I hate most talks. They're dry affairs that are far better experienced as
transcripts to skim for nuggets of info. I very rarely go to conventions for
this reason.

Speaking is a skill: you're inspiring and transferring rough mental
representations. People should watch Lisp/AI prof Patrick Henry Winston's
lecture on how to speak:
(<http://www.youtube.com/view_play_list?p=9F536001A3C605FC>)

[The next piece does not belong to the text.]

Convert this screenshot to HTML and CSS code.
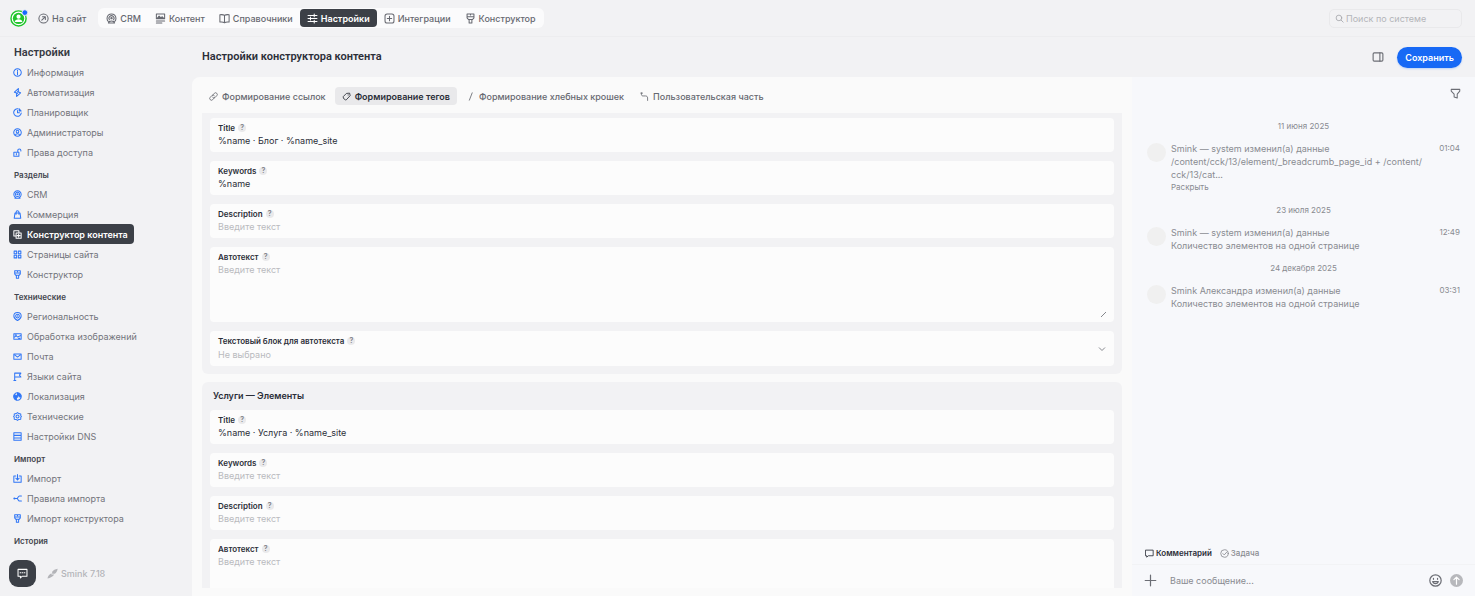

I agree with 100% of the article, or close to it. If my spidey-sense tells me
people are glazing over a bit, and my words/actions legitimately could be
perceived as boring, I rush or skip through that part. I don't plug my
company, and in fact it's nice to try shocking people a bit by offhandedly
criticizing the company.

In addition, I won't step through a file of code. If I must show them code in
its context, I'll tell them that they don't have to understand it, and I'll
just point out some interesting attribute. I dislike when people step through
code; most of it's generally obvious and in a form for explaining to a
tediously literal-minded computer.

------
alain94040
I disagree with the article. That particular attendee doesn't want to know who
you are or why you even had to solve the problem you are presenting. Others in
the audience may have a different preference.

Skipping slides if you see someone play Farmville? Don't. Frankly, by then
it's too late, and messing up with your presentation live is a sure recipe for
failure.

------
listrophy
What an informative, yet completely un-entertaining, article.